For a long time, the Panasonic 35-100 mm f/2.8 was the only bright telephoto zoom for micro-43. Surprisingly high image quality in a—in comparison with professional, bright telephoto zooms for SLR cameras—tiny, super-compact jacket. Since 2014, the selection has expanded with the Olympus 40-150 mm f/2.8 Pro, for which a supplemental 1.4x converter is also available. Anyone who is accustomed to working with a 70-200 mm f/2.8 for an SLR camera will be charmed by the—in comparison with the Panasonic 35-100 mm—heavier build quality and the high finish level of the Olympus. Add in the longer telephoto range and the supplemental telephoto converter, and it will be clear why we recommend an Olympus 40-150 mm f/2.8 to professionals.
My personal preference for a lens with a fixed-focal point runs from 12 mm, 42.5 mm, 17.5 mm, 75 mm to 25 mm. I somehow enjoy using a focal point that differs from what my eyes see. But for many—perhaps most—photographers, it’s different. It is generally accepted that a bright 25 mm lens—with a field of view that corresponds with a 50 mm lens on a camera with a full-frame sensor—is at home in every photo bag. For professional photographers, the bright, high-quality Panasonic 25 mm f/1.4 Leica is a must.

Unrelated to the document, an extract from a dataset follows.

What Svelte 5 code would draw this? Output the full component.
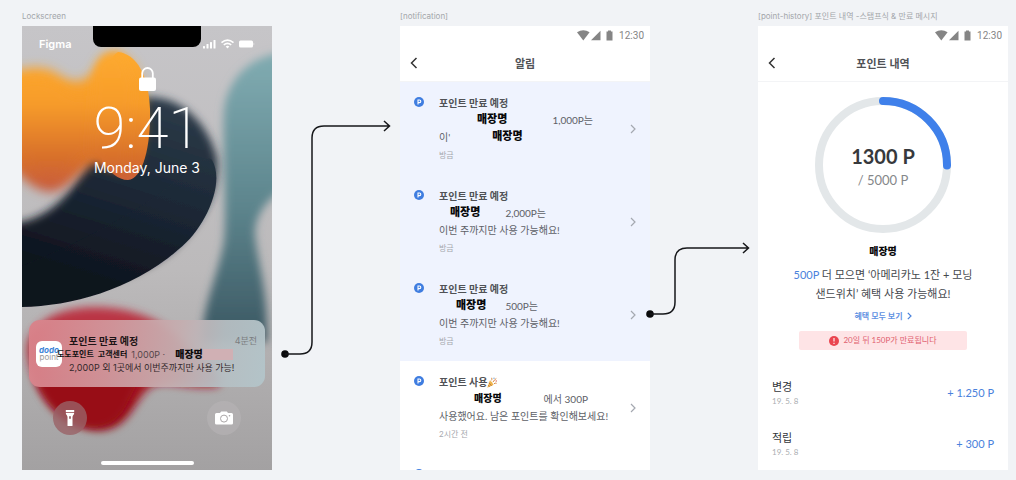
<script>
  const notices = [
    {
      title: '포인트 만료 예정', unread: true, time: '방금',
      store: 38, gap: 45, tail: '1,000P는', second: "이'", secondStore: 42
    },
    {
      title: '포인트 만료 예정', unread: true, time: '방금',
      store: 11, gap: 25, tail: '2,000P는', second: '이번 주까지만 사용 가능해요!'
    },
    {
      title: '포인트 만료 예정', unread: true, time: '방금',
      store: 17, gap: 19, tail: '500P는', second: '이번 주까지만 사용 가능해요!'
    },
    {
      title: '포인트 사용', party: true, unread: false, time: '2시간 전',
      store: 35, gap: 42, tail: '에서 300P', second: '사용했어요. 남은 포인트를 확인해보세요!', small: true
    },
    { title: '', unread: false, time: '', store: 0, gap: 0, tail: '', second: '' }
  ];

  const history = [
    { kind: '변경', date: '19. 5. 8', amount: '+ 1.250 P' },
    { kind: '적립', date: '19. 5. 8', amount: '+ 300 P' }
  ];
</script>

{#snippet appHeader(title)}
  <div class="status">
    <svg width="38" height="11" viewBox="0 0 38 11" fill="#858585" aria-hidden="true">
      <path d="M0 2.2Q6.300-1.800 12.600 2.200L6.300 10.500Z" />
      <path d="M23.500 .8V10.300H14Z" />
      <path d="M31 .4h3v1h1.500v9H29.500v-9H31Z" />
    </svg>
    <span>12:30</span>
  </div>
  <header class="appbar">
    <button class="back" aria-label="뒤로">
      <svg width="8" height="12" viewBox="0 0 8 12" aria-hidden="true">
        <path d="M6.500 1 1.500 6l5 5" fill="none" stroke="#333" stroke-width="1.500" />
      </svg>
    </button>
    <h3>{title}</h3>
  </header>
{/snippet}

<main>
  <section class="frame">
    <h2>Lockscreen</h2>
    <div class="screen lock">
      <svg class="wallpaper" viewBox="0 0 250 444" preserveAspectRatio="xMidYMid slice" aria-hidden="true">
        <defs>
          <linearGradient id="wall" x1="0" y1="0" x2="0" y2="1">
            <stop offset="0" stop-color="#c6c5c8" />
            <stop offset=".55" stop-color="#bcbabb" />
            <stop offset="1" stop-color="#a3a1a2" />
          </linearGradient>
          <linearGradient id="orange" gradientUnits="userSpaceOnUse" x1="0" y1="30" x2="0" y2="165">
            <stop offset="0" stop-color="#fda92f" />
            <stop offset=".35" stop-color="#f79c2a" />
            <stop offset=".75" stop-color="#d8702a" />
            <stop offset="1" stop-color="#c65a40" />
          </linearGradient>
          <linearGradient id="navy" gradientUnits="userSpaceOnUse" x1="140" y1="70" x2="80" y2="260">
            <stop offset="0" stop-color="#2c3b49" />
            <stop offset=".5" stop-color="#1c2836" />
            <stop offset="1" stop-color="#0e131d" />
          </linearGradient>
          <linearGradient id="teal" gradientUnits="userSpaceOnUse" x1="0" y1="40" x2="0" y2="320">
            <stop offset="0" stop-color="#7ea9af" />
            <stop offset=".5" stop-color="#5d858d" />
            <stop offset="1" stop-color="#3a5661" />
          </linearGradient>
          <linearGradient id="red" gradientUnits="userSpaceOnUse" x1="0" y1="280" x2="0" y2="405">
            <stop offset="0" stop-color="#bd3b4a" />
            <stop offset=".5" stop-color="#ad1c2a" />
            <stop offset="1" stop-color="#900813" />
          </linearGradient>
          <filter id="soft" x="-30%" y="-30%" width="160%" height="160%"><feGaussianBlur stdDeviation="5.500" /></filter>
          <filter id="edge" x="-30%" y="-30%" width="160%" height="160%"><feGaussianBlur stdDeviation="4" /></filter>
          <filter id="fine" x="-10%" y="-10%" width="120%" height="120%"><feGaussianBlur stdDeviation=".7" /></filter>
        </defs>
        <rect width="250" height="444" fill="url(#wall)" />
        <path d="M202 84C206 54 226 28 268 26V158C246 172 233 188 233 208C236 240 246 262 245 316H180C180 280 196 250 202 215C205 180 200 120 202 84Z" fill="url(#teal)" filter="url(#edge)" />
        <path d="M108 74C150 62 184 90 195 132C198 165 180 196 150 224C110 256 50 268-20 270V199C22 196 46 176 68 130Z" fill="url(#navy)" filter="url(#edge)" />
        <path d="M190 134C204 158 182 204 157 223C110 264 50 280 0 281V240C50 220 110 190 150 158C170 142 184 128 190 134Z" fill="url(#navy)" filter="url(#fine)" />
        <path d="M-20 52C-2 40 22 38 36 48C50 58 62 58 72 44C78 32 82 27 92 27C112 28 122 50 122 95C120 130 112 145 98 145C88 144 82 132 72 138C54 148 44 166 28 166C8 164-6 146-20 130Z" fill="url(#orange)" filter="url(#soft)" />
        <path d="M-10 60C10 50 30 54 44 66C60 76 72 68 82 56L106 140C90 136 74 122 60 130C46 140 40 154 28 154C14 152 2 130-10 112Z" fill="url(#orange)" filter="url(#edge)" />
        <path d="M96 26C115 28 127 50 128 83C129 120 121 153 106 154C96 154 88 146 80 136L84 60C84 44 88 30 96 26Z" fill="url(#orange)" filter="url(#fine)" />
        <path d="M72 50C76 32 84 26 97 27L112 60L104 140L84 142L66 128Z" fill="url(#orange)" filter="url(#edge)" />
        <path d="M6 330C0 302 32 280 75 281C110 282 140 292 165 320C180 338 206 345 196 360C165 364 145 352 130 360C112 372 108 405 76 404C42 402 10 365 6 330Z" fill="url(#red)" filter="url(#edge)" />
        <path d="M14 352C22 380 46 402 74 401C100 398 104 380 118 352Z" fill="#980a15" filter="url(#edge)" />
      </svg>

      <div class="notch"></div>
      <div class="phone-status">
        <span>Figma</span>
        <svg width="52" height="10" viewBox="0 0 52 10" fill="#fff" aria-hidden="true">
          <rect x="0" y="7" width="2" height="2.500" rx=".5" />
          <rect x="3.500" y="5" width="2" height="4.500" rx=".5" />
          <rect x="7" y="3" width="2" height="6.500" rx=".5" />
          <rect x="10.500" y="1" width="2" height="8.500" rx=".5" />
          <g fill="none" stroke="#fff" stroke-width="1.600">
            <path d="M18.500 3.700Q24.500-1.300 30.500 3.700" />
            <path d="M20.800 5.900Q24.500 2.900 28.200 5.900" />
          </g>
          <path d="M22.700 7.400Q24.500 6.200 26.300 7.400L24.500 9.500Z" />
          <rect x="36" y="1.500" width="14" height="7" rx="1.500" />
          <path d="M50.700 3.500q1.200 1.500 0 3Z" />
        </svg>
      </div>
      <svg class="padlock" width="17" height="24" viewBox="0 0 17 24" aria-hidden="true">
        <path d="M3.200 11V6.300a5.300 5.300 0 0 1 10.600 0V11" fill="none" stroke="#fff" stroke-width="1.800" />
        <rect y="10.500" width="17" height="13.500" rx="2" fill="#fff" />
      </svg>
      <p class="clock">9:41</p>
      <p class="date">Monday, June 3</p>

      <article class="push">
        <div class="applogo"><b>dodo</b><span>point</span></div>
        <div class="push-body">
          <div class="push-head">
            <h3>포인트 만료 예정</h3>
            <time>4분전</time>
          </div>
          <p class="sender">
            <b>도도포인트</b><b>고객센터</b><span>1,000P ·</span><strong>매장명</strong>
          </p>
          <p>2,000P 외 1곳에서 이번주까지만 사용 가능!</p>
        </div>
      </article>

      <div class="shortcuts">
        <button class="torch" aria-label="손전등">
          <svg width="10" height="18" viewBox="0 0 10 18" fill="#fff" aria-hidden="true">
            <path d="M.8 1h8.400v2.200H.8Z" />
            <path d="M.8 4h8.400c0 2-1.700 2.300-1.700 4v8.500q0 .5-.5.500H3q-.5 0-.5-.5V8C2.500 6.300.8 6 .8 4Z" />
            <rect x="4.300" y="7" width="1.400" height="3" rx=".7" fill="#7e3d43" />
          </svg>
        </button>
        <button aria-label="카메라">
          <svg width="18" height="14" viewBox="0 0 18 14" aria-hidden="true">
            <path d="M1.500 2H5L6.200.4h5.600L13 2h3.500Q18 2 18 3.500v8.700q0 1.400-1.500 1.400h-15Q0 13.600 0 12.200V3.500Q0 2 1.500 2Z" fill="#fff" />
            <circle cx="9" cy="7.600" r="3.500" fill="none" stroke="#aaa6a7" stroke-width="1" />
            <circle cx="14.500" cy="4.800" r=".8" fill="#aaa6a7" />
          </svg>
        </button>
      </div>
      <div class="home"></div>
    </div>
  </section>

  <svg class="link" viewBox="0 0 128 444" aria-hidden="true">
    <circle cx="13" cy="328" r="3.800" />
    <path d="M13 328H28Q40 328 40 316V112Q40 100 52 100H117M112 95l5.500 5-5.500 5" />
  </svg>

  <section class="frame">
    <h2>[notification]</h2>
    <div class="screen">
      {@render appHeader('알림')}
      <ul class="notices">
        {#each notices as n}
          <li>
            <a href="#notice" class:unread={n.unread}>
              <svg class="coin" width="10" height="10" viewBox="0 0 10 10" aria-hidden="true">
                <circle cx="5" cy="5" r="5" fill="#3f7de0" />
                <path d="M4 7.500V3h1.500a1.300 1.300 0 0 1 0 2.600H4" fill="none" stroke="#fff" stroke-width="1.100" />
              </svg>
              {#if n.title}
                <div class="notice-body">
                  <h4>
                    {n.title}{#if n.party}<svg width="10" height="11" viewBox="0 0 10 11" aria-hidden="true">
                      <path d="M.3 10.700 2.800 3.600Q5.800 5 6.400 8Z" fill="#efb54c" />
                      <path d="M1.200 8.200 2.600 9.800M2 5.800 4.600 8.900" stroke="#b9703a" stroke-width=".8" />
                      <path d="M4 3.500Q5.500 2.500 4.700.8M6 5Q7.500 2.500 9.300 1.500M6.800 7Q8 5.500 9.600 6.300" fill="none" stroke="#d98b45" stroke-width="1" />
                      <circle cx="7" cy="1.200" r=".7" fill="#6fa3d8" /><circle cx="9.200" cy="4" r=".7" fill="#d2584f" />
                    </svg>{/if}
                  </h4>
                  <p>
                    <strong class:small={n.small} style="margin-left: {n.store}px; margin-right: {n.gap}px">매장명</strong><span>{n.tail}</span>
                  </p>
                  <p>
                    <span>{n.second}</span>{#if n.secondStore}<strong style="margin-left: {n.secondStore}px">매장명</strong>{/if}
                  </p>
                  <time>{n.time}</time>
                </div>
                <svg class="chevron" width="6" height="10" viewBox="0 0 6 10" aria-hidden="true">
                  <path d="m1 1 4 4-4 4" fill="none" stroke="#a4a8b0" stroke-width="1.200" />
                </svg>
              {/if}
            </a>
          </li>
        {/each}
      </ul>
    </div>
  </section>

  <svg class="link" viewBox="0 0 108 444" aria-hidden="true">
    <circle cx="0" cy="288" r="3.800" />
    <path d="M0 288H13Q25 288 25 276V234Q25 222 37 222H98M93 217l5.500 5-5.500 5" />
  </svg>

  <section class="frame">
    <h2>[point-history] 포인트 내역 -스탬프식 &amp; 만료 메시지</h2>
    <div class="screen">
      {@render appHeader('포인트 내역')}
      <div class="points">
        <div class="ring">
          <svg viewBox="0 0 136 136" aria-hidden="true">
            <circle cx="68" cy="68" r="64" fill="none" stroke="#e3e7e9" stroke-width="8" />
            <path d="M68 4a64 64 0 0 1 64 64.500" fill="none" stroke="#3f80ea" stroke-width="8" stroke-linecap="round" />
          </svg>
          <div class="score"><strong>1300 P</strong><span>/ 5000 P</span></div>
        </div>
        <strong class="shop">매장명</strong>
        <p class="goal"><em>500P</em> 더 모으면 ‘아메리카노 1잔 + 모닝<br />샌드위치’ 혜택 사용 가능해요!</p>
        <a class="more" href="#benefits">
          혜택 모두 보기
          <svg width="5" height="8" viewBox="0 0 5 8" aria-hidden="true">
            <path d="m.8.8 3.200 3.200L.8 7.200" fill="none" stroke="#4a82dc" stroke-width="1.200" />
          </svg>
        </a>
        <p class="warning">
          <svg width="10" height="10" viewBox="0 0 10 10" aria-hidden="true">
            <circle cx="5" cy="5" r="5" fill="#ea4550" />
            <path d="M5 2v3.600M5 6.800V8" stroke="#fff" stroke-width="1.100" />
          </svg>
          20일 뒤 150P가 만료됩니다
        </p>
        <ul class="history">
          {#each history as h}
            <li>
              <div><span class="kind">{h.kind}</span><time>{h.date}</time></div>
              <span class="amount">{h.amount}</span>
            </li>
          {/each}
        </ul>
      </div>
    </div>
  </section>
</main>

<style>
  :global(body) {
    background: #f1f3f6;
  }
  h2, h3, h4, p, ul {
    margin: 0;
    padding: 0;
    list-style: none;
  }
  a {
    color: inherit;
    text-decoration: none;
  }
  button {
    border: 0;
    padding: 0;
    background: none;
    cursor: pointer;
  }
  svg {
    display: block;
    flex: none;
  }
  main {
    box-sizing: border-box;
    height: 100vh;
    padding: 0 8px 10px 22px;
    display: grid;
    grid-template-columns: 250fr 128fr 250fr 108fr 250fr;
    font-family: Lato, "Noto Sans CJK KR", sans-serif;
    color: #45484d;
  }
  .frame {
    display: flex;
    flex-direction: column;
    min-width: 0;
    min-height: 0;
  }
  h2 {
    height: 20px;
    padding-top: 6px;
    font: 400 8px/20px Inter, "Noto Sans CJK KR", sans-serif;
    color: #a3a6aa;
    white-space: nowrap;
  }
  .screen {
    flex: 1;
    min-height: 0;
    position: relative;
    display: flex;
    flex-direction: column;
    overflow: hidden;
    background: #fff;
  }
  .link {
    position: relative;
    width: 100%;
    margin-top: 26px;
    overflow: visible;
    fill: #0a0a0c;
  }
  .link path {
    fill: none;
    stroke: #16171a;
    stroke-width: 1.5;
  }

  /* lock screen */
  .lock {
    align-items: center;
    font-family: Inter, "Noto Sans CJK KR", sans-serif;
    color: #fff;
  }
  .lock > * {
    position: relative;
  }
  .lock > .wallpaper {
    position: absolute;
    inset: 0;
    width: 100%;
    height: 100%;
  }
  .lock > .notch {
    position: absolute;
    top: 0;
    left: 50%;
    width: 108px;
    height: 21px;
    margin-left: -54px;
    border-radius: 0 0 8px 8px;
    background: #000;
  }
  .phone-status {
    box-sizing: border-box;
    width: 100%;
    height: 36px;
    padding: 0 17px;
    display: flex;
    align-items: center;
    justify-content: space-between;
    font-size: 11px;
    font-weight: 600;
  }
  .padlock {
    margin-top: 5px;
  }
  .clock {
    margin-top: 7px;
    font-family: Roboto, Inter, sans-serif;
    font-size: 58px;
    font-weight: 200;
    line-height: 60px;
  }
  .date {
    font-size: 14px;
    line-height: 20px;
  }
  .push {
    box-sizing: border-box;
    align-self: stretch;
    height: 67px;
    margin: auto 7px 0;
    padding: 14px 8px 0 7px;
    display: flex;
    gap: 7px;
    border-radius: 11px;
    background: linear-gradient(100deg, #da8088f2, #d0989df2 35%, #c4aeb0f2 62%, #b6bec2f2 80%, #b3c5caf2);
    color: #33282b;
    font-size: 9px;
    line-height: 13px;
  }
  .applogo {
    width: 26px;
    height: 26px;
    margin-top: 7px;
    display: flex;
    flex-direction: column;
    align-items: center;
    justify-content: center;
    border-radius: 6px;
    background: #fff;
    font-size: 8px;
    line-height: 7px;
    color: #999;
  }
  .applogo b {
    font-style: italic;
    color: #3b84d8;
  }
  .push-body {
    flex: 1;
    white-space: nowrap;
  }
  .push-head {
    display: flex;
    justify-content: space-between;
    line-height: 14px;
  }
  .push-head h3 {
    font-size: 10px;
    font-weight: 700;
    color: #1d1416;
  }
  .push-head time {
    color: #7b7d80;
  }
  .push-body .sender {
    margin-left: -12px;
    display: flex;
    align-items: center;
    gap: 4px;
    color: #54464a;
  }
  .sender b {
    font-size: 8px;
    color: #111;
  }
  .sender strong {
    flex: 1;
    max-width: 58px;
    margin-left: 6px;
    font-size: 10px;
    font-weight: 900;
    line-height: 11px;
    color: #0c0a0b;
    background: linear-gradient(90deg, transparent 40%, #d0b0b4 50%);
  }
  .shortcuts {
    align-self: stretch;
    margin: 14px 31px 0;
    display: flex;
    justify-content: space-between;
  }
  .shortcuts button {
    width: 34px;
    height: 34px;
    display: grid;
    place-items: center;
    border-radius: 50%;
    background: #b8b4b699;
  }
  .shortcuts .torch {
    background: #9a6266cc;
  }
  .home {
    width: 93px;
    height: 4px;
    margin: 26px 0 5px;
    border-radius: 2px;
    background: #fff;
  }

  /* shared app chrome */
  .status {
    flex: none;
    height: 19px;
    padding-right: 6px;
    display: flex;
    align-items: center;
    justify-content: flex-end;
    gap: 4px;
    font: 10px Roboto, sans-serif;
    color: #858585;
  }
  .appbar {
    flex: none;
    height: 36px;
    padding: 0 10px;
    display: grid;
    grid-template-columns: 10px 1fr 10px;
    align-items: center;
    border-bottom: 1px solid #f3f4f6;
  }
  .appbar h3 {
    font-size: 11px;
    font-weight: 700;
    text-align: center;
    color: #505256;
  }

  /* notification list */
  .notices a {
    box-sizing: border-box;
    height: 93px;
    padding: 14px 14px 0 14px;
    display: flex;
    gap: 15px;
    font-size: 10px;
  }
  .notices .unread {
    background: #eff3fe;
  }
  .coin {
    margin-top: 1px;
  }
  .notice-body {
    flex: 1;
    white-space: nowrap;
  }
  .notices h4 {
    display: flex;
    align-items: center;
    margin-bottom: 2px;
    font-size: 10px;
    font-weight: 700;
    line-height: 14px;
    color: #505256;
  }
  .notices p {
    display: flex;
    line-height: 17px;
    color: #5d6066;
  }
  .notices strong, .shop {
    font-size: 11px;
    font-weight: 900;
    line-height: 14px;
    color: #08080a;
  }
  .notices .small, .shop {
    font-size: 10px;
  }
  .notices time {
    display: block;
    font-size: 8px;
    line-height: 18px;
    color: #a4a7ad;
  }
  .chevron {
    margin-top: 28px;
  }

  /* point history */
  .points {
    padding: 15px 14px 0;
    display: flex;
    flex-direction: column;
    align-items: center;
  }
  .ring {
    width: 136px;
    display: grid;
  }
  .ring > * {
    grid-area: 1 / 1;
  }
  .score {
    padding-top: 6px;
    display: flex;
    flex-direction: column;
    align-items: center;
    justify-content: center;
    color: #85878a;
    font-size: 13px;
    line-height: 24px;
  }
  .score strong {
    font-size: 20px;
    color: #37393c;
  }
  .shop {
    margin-top: 11px;
  }
  .goal {
    margin-top: 7px;
    font-size: 11px;
    line-height: 19px;
    text-align: center;
    color: #45484d;
  }
  .goal em {
    font-style: normal;
    color: #4a82dc;
  }
  .more {
    margin-top: 7px;
    display: flex;
    align-items: center;
    gap: 4px;
    font-size: 8px;
    font-weight: 700;
    line-height: 12px;
    color: #5f91e2;
  }
  .warning {
    width: 168px;
    margin-top: 9px;
    display: flex;
    align-items: center;
    justify-content: center;
    gap: 4px;
    border-radius: 2px;
    background: #fee4e6;
    font-size: 8px;
    line-height: 19px;
    color: #e0606f;
  }
  .history {
    align-self: stretch;
    margin-top: 29px;
  }
  .history li {
    height: 51px;
    display: flex;
    justify-content: space-between;
    line-height: 16px;
  }
  .kind, .history time {
    display: block;
  }
  .kind {
    font-size: 11px;
    color: #33363a;
  }
  .history time {
    font-size: 8px;
    line-height: 12px;
    color: #aaadb0;
  }
  .amount {
    padding-top: 6px;
    font-size: 11px;
    color: #4a82dc;
  }
</style>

Certainly for the more expensive micro-43 lenses, a very high sharpness is realized starting at full aperture. You can therefore take beautiful pictures with a limited focal depth, a blurred background and a razor-sharp subject. It might be obvious to select the Panasonic 42.5 mm f/1.2 Nocticron as the best bokeh lens for micro-43, but due to the longer focal distance, we chose the Olympus 75 mm f/1.8. But it is a neck-and-neck race, so let your budget (the Olympus 75 mm is 30% less expensive) or your preference for a particular focal distance determine your choice.